Public Sector Targets To Be Scrapped

A bonfire of government targets to ease red tape affecting schools, hospitals and town halls will be ordered tomorrow as part of a sweeping reform of public services, the Guardian can reveal.

Most of the 110 Whitehall-imposed priorities that have dominated the public sector for the past nine years will be abandoned. Andy Burnham, the chief secretary to the Treasury, is coordinating a move to end one of the defining characteristics of the Blair years by scrapping all but 30 top-down targets used to vet performance.

The targets – from raising the GCSE pass rate to reducing the fear of crime – helped to drive through the big pledges in Labour’s election manifestos. But they rankled with doctors, teachers and other public servants who felt their professional discretion had been curtailed.

In an interview with the Guardian, Mr Burnham set out a new approach, making local service chiefs responsible for setting performance objectives and answering to local communities if they are not ambitious enough. He said: “This is the opening of a new chapter…If we get this right, the style of government will feel different. We want to give out a message of more trust in public bodies.”

Under the system, there will be no more than 30 public service agreements, committing Whitehall departments to use their budgets over the three years to 2010/11 to achieve the government’s goals.

The agreements will be monitored using indicators of national and local performance. A few – such as progress towards meeting the pledge to cut maximum hospital waiting times to 18 weeks by the end of 2008 – will remain as nationally set priorities with clear measurable objectives. But most will depend on local decisions by councils, NHS primary care trusts and other service chiefs to set targets reflecting local needs and priorities.

Mr Burnham said: “We will avoid wherever possible the more crude approach of setting a one-size-fits-all target that is dropped down from on high….The direction of travel is for public services to look and feel differently in different parts of the country.
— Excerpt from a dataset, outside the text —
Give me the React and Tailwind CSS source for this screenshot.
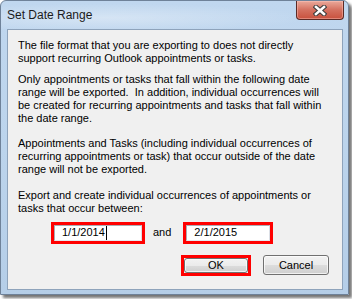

We want them to face downwards and outwards, having a dialogue with their local communities rather than with the centre.”
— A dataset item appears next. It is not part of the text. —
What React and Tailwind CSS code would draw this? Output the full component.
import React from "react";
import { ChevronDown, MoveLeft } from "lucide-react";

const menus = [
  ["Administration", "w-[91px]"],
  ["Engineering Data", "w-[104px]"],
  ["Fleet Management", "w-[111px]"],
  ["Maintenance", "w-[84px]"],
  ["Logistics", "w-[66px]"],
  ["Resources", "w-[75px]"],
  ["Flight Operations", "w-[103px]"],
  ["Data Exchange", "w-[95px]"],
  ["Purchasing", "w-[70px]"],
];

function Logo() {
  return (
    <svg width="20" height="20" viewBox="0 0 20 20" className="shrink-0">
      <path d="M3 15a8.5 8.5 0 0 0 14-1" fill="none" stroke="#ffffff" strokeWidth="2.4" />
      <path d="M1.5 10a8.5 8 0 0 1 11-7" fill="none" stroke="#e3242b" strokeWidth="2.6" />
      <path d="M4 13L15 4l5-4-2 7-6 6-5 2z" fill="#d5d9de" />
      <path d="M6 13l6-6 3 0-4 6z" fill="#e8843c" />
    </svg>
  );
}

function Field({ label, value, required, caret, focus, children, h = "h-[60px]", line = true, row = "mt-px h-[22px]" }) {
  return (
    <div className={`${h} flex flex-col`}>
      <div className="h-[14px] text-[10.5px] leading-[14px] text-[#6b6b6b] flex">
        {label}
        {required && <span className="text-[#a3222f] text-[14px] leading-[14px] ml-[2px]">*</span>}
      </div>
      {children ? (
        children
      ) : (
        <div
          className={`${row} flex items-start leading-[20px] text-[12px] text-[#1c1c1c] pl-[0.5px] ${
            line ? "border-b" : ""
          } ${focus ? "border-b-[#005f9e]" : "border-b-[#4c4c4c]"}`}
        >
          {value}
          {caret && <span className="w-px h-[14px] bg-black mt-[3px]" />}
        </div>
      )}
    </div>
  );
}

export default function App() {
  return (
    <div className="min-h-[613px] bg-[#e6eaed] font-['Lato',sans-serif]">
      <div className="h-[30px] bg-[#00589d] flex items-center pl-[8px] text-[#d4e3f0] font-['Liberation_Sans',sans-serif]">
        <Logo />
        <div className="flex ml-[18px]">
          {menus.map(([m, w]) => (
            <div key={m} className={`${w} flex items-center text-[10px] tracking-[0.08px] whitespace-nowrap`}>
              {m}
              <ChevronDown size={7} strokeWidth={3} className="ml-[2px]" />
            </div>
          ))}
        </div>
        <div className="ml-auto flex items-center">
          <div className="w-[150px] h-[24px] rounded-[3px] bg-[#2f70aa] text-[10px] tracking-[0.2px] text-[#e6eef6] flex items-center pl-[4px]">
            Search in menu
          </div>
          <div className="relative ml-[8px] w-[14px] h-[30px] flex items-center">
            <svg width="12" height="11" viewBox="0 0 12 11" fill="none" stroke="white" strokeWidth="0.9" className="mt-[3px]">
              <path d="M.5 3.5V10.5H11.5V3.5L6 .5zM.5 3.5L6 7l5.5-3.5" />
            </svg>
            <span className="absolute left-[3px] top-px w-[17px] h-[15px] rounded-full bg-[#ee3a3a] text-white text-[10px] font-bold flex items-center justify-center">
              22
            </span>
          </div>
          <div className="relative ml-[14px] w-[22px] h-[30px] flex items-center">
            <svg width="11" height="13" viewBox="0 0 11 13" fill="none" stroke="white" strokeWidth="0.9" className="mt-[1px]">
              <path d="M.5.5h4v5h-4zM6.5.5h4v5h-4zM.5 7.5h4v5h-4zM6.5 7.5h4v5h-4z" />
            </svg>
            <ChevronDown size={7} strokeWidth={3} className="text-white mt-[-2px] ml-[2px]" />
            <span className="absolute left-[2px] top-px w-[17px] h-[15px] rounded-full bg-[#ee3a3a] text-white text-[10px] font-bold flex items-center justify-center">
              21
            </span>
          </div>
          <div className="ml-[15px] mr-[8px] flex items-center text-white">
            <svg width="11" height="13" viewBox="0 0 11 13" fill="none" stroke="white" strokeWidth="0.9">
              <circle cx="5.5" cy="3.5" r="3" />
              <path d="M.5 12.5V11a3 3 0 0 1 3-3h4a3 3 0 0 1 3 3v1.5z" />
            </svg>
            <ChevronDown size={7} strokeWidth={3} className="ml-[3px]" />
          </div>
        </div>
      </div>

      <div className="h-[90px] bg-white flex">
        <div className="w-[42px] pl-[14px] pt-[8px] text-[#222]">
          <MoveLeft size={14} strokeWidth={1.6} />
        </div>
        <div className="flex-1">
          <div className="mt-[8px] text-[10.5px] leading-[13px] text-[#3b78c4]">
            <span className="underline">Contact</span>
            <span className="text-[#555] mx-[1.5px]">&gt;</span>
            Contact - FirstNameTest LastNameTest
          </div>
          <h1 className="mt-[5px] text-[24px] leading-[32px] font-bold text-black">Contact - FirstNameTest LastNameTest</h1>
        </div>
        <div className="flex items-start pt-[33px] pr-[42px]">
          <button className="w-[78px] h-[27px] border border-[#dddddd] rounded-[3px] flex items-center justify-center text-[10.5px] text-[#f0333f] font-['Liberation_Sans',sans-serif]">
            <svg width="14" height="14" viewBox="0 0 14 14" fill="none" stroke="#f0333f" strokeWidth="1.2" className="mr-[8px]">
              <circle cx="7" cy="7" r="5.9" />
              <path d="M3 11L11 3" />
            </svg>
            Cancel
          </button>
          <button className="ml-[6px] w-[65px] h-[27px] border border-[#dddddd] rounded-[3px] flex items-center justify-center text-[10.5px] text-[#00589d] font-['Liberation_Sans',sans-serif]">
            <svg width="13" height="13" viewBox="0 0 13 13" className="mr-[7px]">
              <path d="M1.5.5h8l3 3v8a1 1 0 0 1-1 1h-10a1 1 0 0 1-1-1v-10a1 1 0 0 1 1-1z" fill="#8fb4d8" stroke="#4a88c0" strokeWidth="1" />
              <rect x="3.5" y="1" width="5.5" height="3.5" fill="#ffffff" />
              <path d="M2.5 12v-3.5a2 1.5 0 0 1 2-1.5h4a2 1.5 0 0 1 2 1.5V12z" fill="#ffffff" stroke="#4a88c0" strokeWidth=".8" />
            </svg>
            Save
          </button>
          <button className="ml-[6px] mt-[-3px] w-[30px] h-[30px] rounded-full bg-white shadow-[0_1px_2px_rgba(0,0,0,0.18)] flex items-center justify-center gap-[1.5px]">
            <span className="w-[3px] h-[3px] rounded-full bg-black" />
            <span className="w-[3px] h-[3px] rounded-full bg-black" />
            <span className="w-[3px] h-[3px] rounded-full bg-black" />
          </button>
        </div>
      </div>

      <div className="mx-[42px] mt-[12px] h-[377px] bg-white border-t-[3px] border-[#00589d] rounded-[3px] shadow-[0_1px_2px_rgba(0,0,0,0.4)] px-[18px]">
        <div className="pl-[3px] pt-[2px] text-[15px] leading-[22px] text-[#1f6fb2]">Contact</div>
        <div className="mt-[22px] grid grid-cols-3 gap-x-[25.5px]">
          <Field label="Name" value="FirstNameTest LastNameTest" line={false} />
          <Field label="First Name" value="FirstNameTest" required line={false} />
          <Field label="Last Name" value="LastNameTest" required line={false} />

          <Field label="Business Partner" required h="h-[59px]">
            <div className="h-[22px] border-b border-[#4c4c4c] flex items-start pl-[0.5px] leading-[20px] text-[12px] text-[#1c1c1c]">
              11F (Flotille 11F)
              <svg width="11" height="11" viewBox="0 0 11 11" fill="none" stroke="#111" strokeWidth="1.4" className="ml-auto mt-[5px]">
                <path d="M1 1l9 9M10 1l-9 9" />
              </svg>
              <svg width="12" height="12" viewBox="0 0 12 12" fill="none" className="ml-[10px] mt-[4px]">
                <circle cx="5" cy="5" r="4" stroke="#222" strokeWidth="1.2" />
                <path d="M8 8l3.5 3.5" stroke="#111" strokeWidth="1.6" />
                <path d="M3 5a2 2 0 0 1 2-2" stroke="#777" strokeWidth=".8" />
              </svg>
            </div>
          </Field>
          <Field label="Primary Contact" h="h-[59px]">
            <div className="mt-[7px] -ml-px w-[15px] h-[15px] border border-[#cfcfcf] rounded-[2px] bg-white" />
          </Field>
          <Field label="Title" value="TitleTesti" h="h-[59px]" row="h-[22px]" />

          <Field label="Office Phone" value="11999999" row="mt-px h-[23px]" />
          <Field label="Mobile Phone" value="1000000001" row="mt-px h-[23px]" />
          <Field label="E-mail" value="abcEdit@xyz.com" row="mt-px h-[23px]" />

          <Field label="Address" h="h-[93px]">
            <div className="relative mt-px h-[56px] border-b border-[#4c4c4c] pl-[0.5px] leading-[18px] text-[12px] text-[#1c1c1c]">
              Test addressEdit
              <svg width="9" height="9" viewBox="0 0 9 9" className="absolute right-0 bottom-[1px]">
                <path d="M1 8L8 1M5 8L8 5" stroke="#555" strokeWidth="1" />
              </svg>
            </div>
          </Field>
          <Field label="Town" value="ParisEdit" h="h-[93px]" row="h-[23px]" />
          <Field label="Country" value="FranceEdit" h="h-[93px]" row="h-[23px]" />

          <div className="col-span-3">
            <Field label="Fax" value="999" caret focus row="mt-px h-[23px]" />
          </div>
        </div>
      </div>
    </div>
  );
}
The government will argue that the decision to stop micro-managing public services is an evolution of administrative style, not a U-turn. Mr Burnham said the targets were appropriate for the first 10 years when public services were being restored after decades of under-investment. But it was time to move on.

The era of top-down targets began in 1998 when Gordon Brown, as chancellor, started to expand public spending. The Treasury made about 600 public service agreements with Whitehall departments to ensure that the extra resources produced the necessary reforms and improvements in service.
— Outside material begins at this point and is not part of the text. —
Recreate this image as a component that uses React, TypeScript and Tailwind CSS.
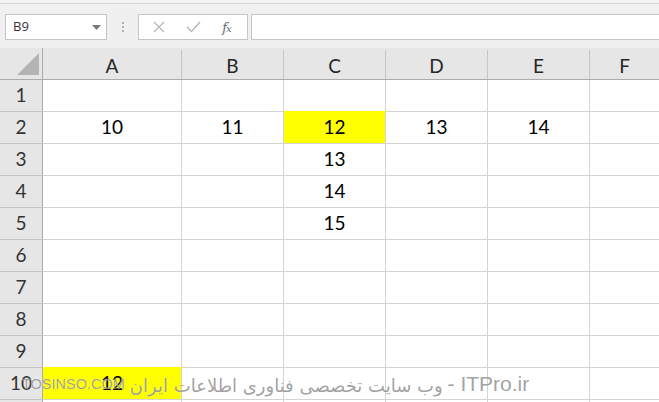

The targets ranged from increasing the availability of childcare to reducing teenage pregnancies, improving the punctuality of rail services and improving the lives of vulnerable older people. Although the number of targets was reduced to 110 in 2004, they continued to cause concern in the public service professions.

Mr Burnham said the smaller number of targets due to be agreed at the cabinet’s public services and public expenditure committee tomorrow would be “a radical break with the past”. They would be written in plain English and the government would explore ways of making available real-time data so people could regularly monitor what progress was being made.

He added: “You won’t have to know any jargon. It should be immediately apparent what the system is trying to do. It will set out a narrative that shows we have responded and evolved. We are not saying: ‘That was Tony Blair’s system and we are dumping all that.’ Over the past two years, we have had a considered look at this, department by department.”